Pour une paix, définitive et durable, il n’y a pas de recettes miracles. Tout simplement, la Communauté internationale qui est à la base de la complexification de la crise malienne doit rectifier l’erreur qu’elle a commise, deux ans plus tôt. Il faut exiger au MNLA, au HCUA et au MAA de désarmer et de se constituer en un mouvement politique en rentrant dans le giron de l’Etat malien. La France et la MINUSMA doivent comprendre qu’il ne peut y avoir deux armées et deux autorités dans un même pays.

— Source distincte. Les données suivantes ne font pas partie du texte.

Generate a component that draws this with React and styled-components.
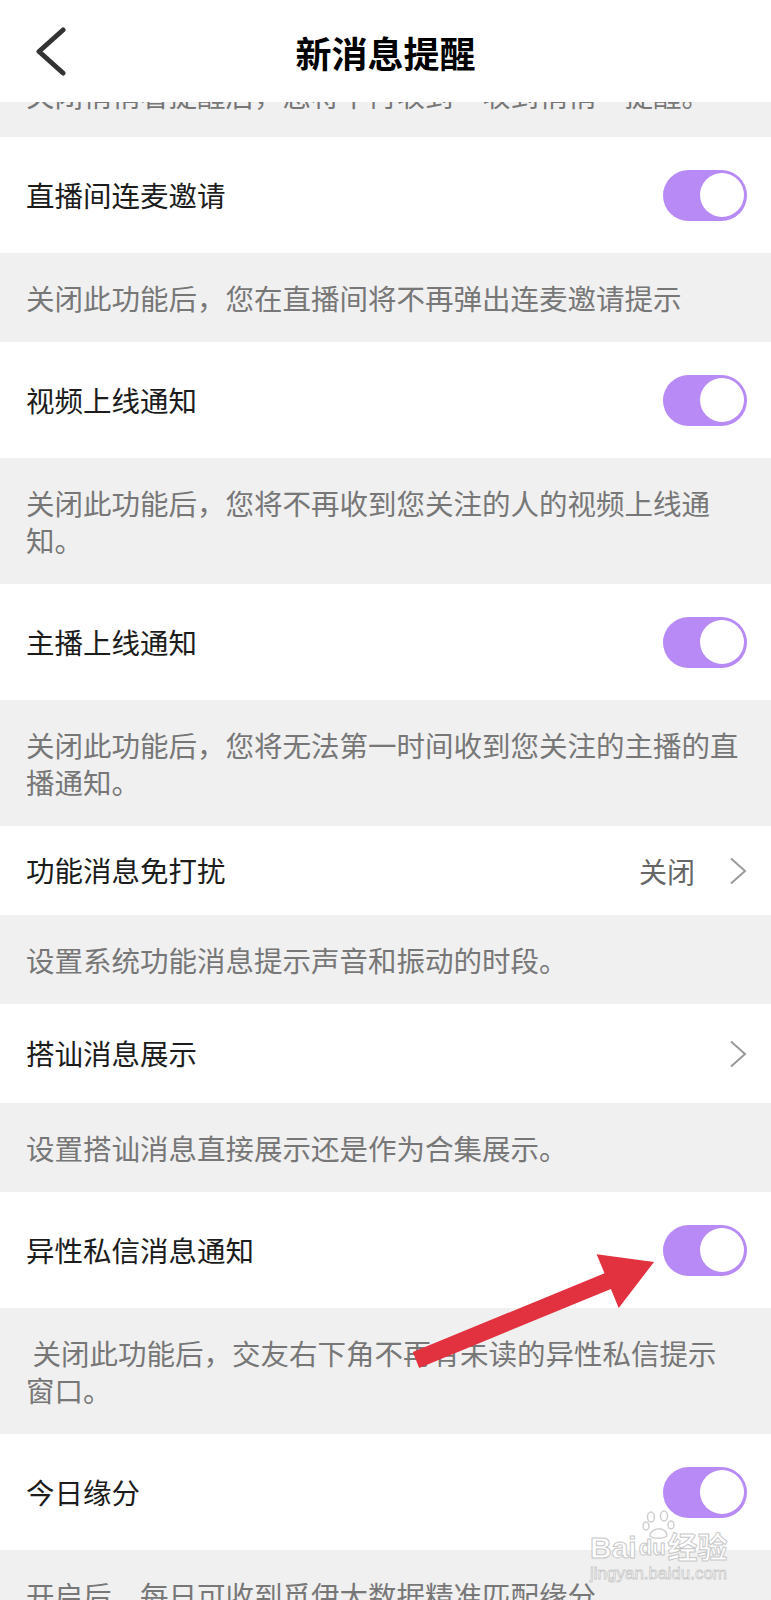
import React from 'react'
import styled, { createGlobalStyle } from 'styled-components'

const GlobalStyle = createGlobalStyle`
  html, body {
    margin: 0;
    padding: 0;
    background: #fff;
  }
  body {
    font-family: "Noto Sans CJK SC", "Noto Sans", sans-serif;
  }
`

const items = [
  { label: '直播间连麦邀请', type: 'toggle', note: '关闭此功能后，您在直播间将不再弹出连麦邀请提示' },
  { label: '视频上线通知', type: 'toggle', note: '关闭此功能后，您将不再收到您关注的人的视频上线通知。' },
  { label: '主播上线通知', type: 'toggle', note: '关闭此功能后，您将无法第一时间收到您关注的主播的直播通知。' },
  { label: '功能消息免打扰', type: 'link', value: '关闭', height: 89, note: '设置系统功能消息提示声音和振动的时段。' },
  { label: '搭讪消息展示', type: 'link', height: 99, note: '设置搭讪消息直接展示还是作为合集展示。' },
  { label: '异性私信消息通知', type: 'toggle', note: '\u00a0关闭此功能后，交友右下角不再有未读的异性私信提示窗口。' },
  { label: '今日缘分', type: 'toggle', note: '开启后，每日可收到觅伊大数据精准匹配缘分。' },
]

export default function App() {
  return (
    <Page>
      <GlobalStyle />
      <Header>
        <BackButton>
          <svg width="36" height="50" viewBox="0 0 36 50">
            <polyline points="30,3 6,24.5 30,46" fill="none" stroke="#333" strokeWidth="5" strokeLinecap="round" strokeLinejoin="round" />
          </svg>
        </BackButton>
        <Title>新消息提醒</Title>
        <span />
      </Header>

      <ClippedNote>
        <NoteText>关闭悄悄看提醒后，您将不再收到“收到悄悄”提醒。</NoteText>
      </ClippedNote>

      {items.map((item) => (
        <React.Fragment key={item.label}>
          <Row $height={item.height || 116}>
            <Label>{item.label}</Label>
            {item.type === 'toggle' ? (
              <Toggle>
                <Knob />
              </Toggle>
            ) : (
              <Trailing>
                {item.value && <Value>{item.value}</Value>}
                <svg width="18" height="28" viewBox="0 0 18 28">
                  <polyline points="2,1.5 16,14 2,26.5" fill="none" stroke="#9a9a9a" strokeWidth="2" />
                </svg>
              </Trailing>
            )}
          </Row>
          <Note>{item.note}</Note>
        </React.Fragment>
      ))}

      <Arrow width="270" height="140" viewBox="0 0 270 140">
        <polygon
          points="12.8,112.1 204.5,33.2 196.6,14.2 254,22 218.7,67.9 210.9,48.9 19.2,127.9"
          fill="#e2323f"
        />
      </Arrow>

      <Watermark>
        <Paw width="34" height="30" viewBox="0 0 34 30">
          <g fill="none" stroke="#cfcfcf" strokeWidth="1.5">
            <ellipse cx="9" cy="7" rx="3.5" ry="5" />
            <ellipse cx="22" cy="6" rx="3.5" ry="5" />
            <ellipse cx="4" cy="16" rx="3" ry="4" />
            <ellipse cx="29" cy="15" rx="3" ry="4" />
            <path d="M8 26 C 8 17, 25 16, 25 26 C 22 29, 11 29, 8 26 Z" />
          </g>
        </Paw>
        <Brand>Bai<BrandBox>du</BrandBox>经验</Brand>
        <Site>jingyan.baidu.com</Site>
      </Watermark>
    </Page>
  )
}

const Page = styled.div`
  position: relative;
  width: 771px;
  height: 1600px;
  overflow: hidden;
  background: #f0f0f0;
`

const Header = styled.div`
  position: relative;
  z-index: 2;
  display: grid;
  grid-template-columns: 1fr auto 1fr;
  align-items: center;
  height: 102px;
  background: #fff;
`

const BackButton = styled.div`
  display: flex;
  align-items: center;
  padding-left: 33px;
  padding-top: 2px;
`

const Title = styled.h1`
  margin: 0;
  font-size: 36px;
  font-weight: 700;
  color: #000;
  line-height: 1;
  padding-top: 2px;
`

const ClippedNote = styled.div`
  height: 35px;
  overflow: hidden;
  background: #f0f0f0;
`

const NoteText = styled.div`
  margin-top: -26px;
  padding: 0 20px 0 26px;
  font-size: 28.5px;
  line-height: 37px;
  color: #777;
  white-space: nowrap;
`

const Row = styled.div`
  display: flex;
  align-items: center;
  justify-content: space-between;
  box-sizing: border-box;
  height: ${(p) => p.$height}px;
  padding: 0 24px 0 26px;
  background: #fff;
`

const Label = styled.span`
  font-size: 28.5px;
  color: #1c1c1c;
  line-height: 1;
`

const Toggle = styled.div`
  display: flex;
  align-items: center;
  justify-content: flex-end;
  box-sizing: border-box;
  width: 84px;
  height: 51px;
  padding-right: 3.5px;
  border-radius: 26px;
  background: #b88af6;
`

const Knob = styled.div`
  width: 44px;
  height: 44px;
  border-radius: 50%;
  background: #fff;
`

const Trailing = styled.div`
  display: flex;
  align-items: center;
  gap: 34px;
  padding-right: 0;
`

const Value = styled.span`
  font-size: 28px;
  color: #666;
  line-height: 1;
`

const Note = styled.div`
  box-sizing: border-box;
  padding: 26px 29px 26px 26px;
  font-size: 28.5px;
  line-height: 37px;
  color: #777;
  background: #f0f0f0;
`

const Arrow = styled.svg`
  position: absolute;
  left: 400px;
  top: 1240px;
  pointer-events: none;
`

const Watermark = styled.div`
  position: absolute;
  left: 590px;
  top: 1510px;
  width: 145px;
  display: flex;
  flex-direction: column;
  align-items: flex-start;
  pointer-events: none;
`

const Paw = styled.svg`
  margin-left: 52px;
  margin-bottom: -8px;
`

const Brand = styled.div`
  display: flex;
  align-items: center;
  font-family: "Liberation Sans", "Noto Sans CJK SC", sans-serif;
  font-size: 30px;
  font-weight: 700;
  line-height: 32px;
  color: #fff;
  -webkit-text-stroke: 1px #c8c8c8;
`

const BrandBox = styled.span`
  margin: 0 2px;
  font-size: 22px;
`

const Site = styled.div`
  font-family: "Liberation Sans", sans-serif;
  font-size: 17px;
  line-height: 20px;
  color: #fff;
  -webkit-text-stroke: 0.8px #c8c8c8;
`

L’enjeu principal du nord est purement géostratégique
Néanmoins, si le processus de paix s’enlise, il doit bien y avoir une cause. Et c’est là où, l’on peut donner raison à ceux de nos compatriotes et même à certains analystes qui pensent que l’enjeu principal du nord est purement géostratégique. Toute cette mise en scène, à savoir : la Conférence des donateurs de Bruxelles, les pourparlers de paix d’Alger et même le déploiement d’une mission onusienne au Mali, ne serait qu’un malin prétexte pour se partager les richesses du Sahara commençant depuis Léré jouxtant la frontière mauritanienne en passant par la vallée d’Amétatai jusqu’aux Adrars. Si ce n’est que ça, l’Etat malien est ouvert à toute proposition pourvue qu’une paix véritable soit trouvée. Ce n’est certainement pas avec une infime minorité de gens qui ne se considèrent plus comme maliens que la France ou une quelconque puissance étrangère devrait négocier du partage des ressources d’une région du Mali.